Eine andere Zielgruppe hat «Alipay». Das vom Online-Händler Alibaba betriebene Zahlungssystem hat mehrere hundert Millionen vorwiegend chinesischer Kunden. Alibabas Türöffner für die Schweiz ist das deutsche Payment-Unternehmen Wirecard. Der Dienstleister will noch im Herbst eine App lancieren, mit der Schweizer Detailhändler Zahlungen abwickeln können.

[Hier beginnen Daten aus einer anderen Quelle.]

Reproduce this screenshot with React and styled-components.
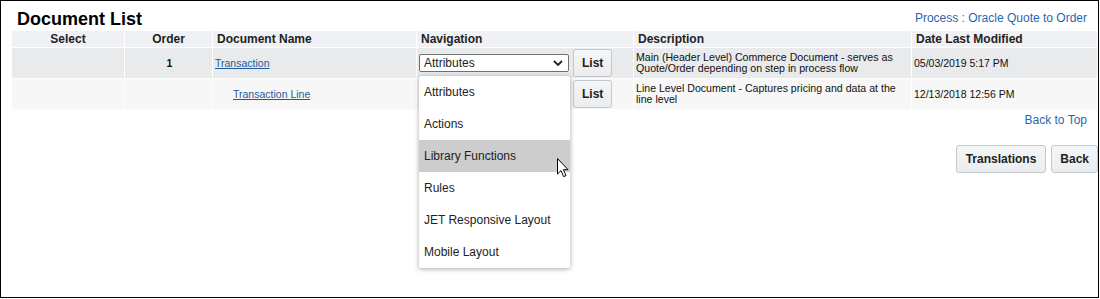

Das Akzeptieren von Alipay lohnt sich vor allem für Läden mit vielen chinesischen Kunden, etwa in Touristen- und Uhren-Hochburgen wie Luzern.
Dem Schweizer Payment-Anbieter Twint drohen auf den ersten Blick heute weder starke Konkurrenz aus den USA noch aus Fernost. Bis anhin standen auch die einheimischen Banken mehrheitlich hinter ihrer eigenen Entwicklung und verweigerten den internationalen Anbietern die Gefolgschaft. Nach dem grünen Licht der Wettbewerbskommission Weko zur Fusion von Paymit und Twint können sich die hiesigen Finanzdienstleister vollkommen auf die «Schweizer Lösung» konzentrieren. Das Betreiberunternehmen kolportiere zuletzt Pläne, nach denen Twint zum Jahresendgeschäft mit den Funktionen beider Lösungen starten wird. Mobile Payment wird dann Peer to Peer, am POS und im Unternehmensgeschäft möglich sein. Weitere Features wie Bonuskarten und Gutscheine sollen folgen. Auf den ersten Blick eine komfortable Position. Allerdings: Die Konkurrenz schläft nicht. Sie kommt indes aus einer ganz anderen Sparte.
In China bezahlen Millionen Benutzer bereits mit dem Messenger WeChat © WeChat
Für Mobile Payment braucht's nicht zwingend eine App wie die Betreiber des chinesischen WeChat-Messengers beweisen: Über den Dienst buchen heute die rund 650 Millionen User regelmässig Billette, Kinokarten oder Mobilfunkguthaben. Die Bezahlfunktion im Messenger haben rund 420 Millionen aktiviert. Ganz ohne eigene Bezahl-App senden die Benutzer ihren Freunden Geld per Textnachricht oder scannen QR-Codes.
Die Chinesen sind Vorbild für einen weiteren, potenziell mächtigen Player im Payment-Markt: Facebook hat in den USA und auch in Europa Banklizenzen beantragt. Der Media-Riese kann anschliessend den Milliarden seiner Messenger-Nutzer (Facebook Messenger und WhatsApp) eine Bezahlfunktion anbieten. Twint tut gut daran, neben der App alsbald auch einen Messenger-Bot zu lancieren. So könnte die Schweizer Lösung zu den fortschrittlichsten Anwendungen für Mobile Payment avancieren.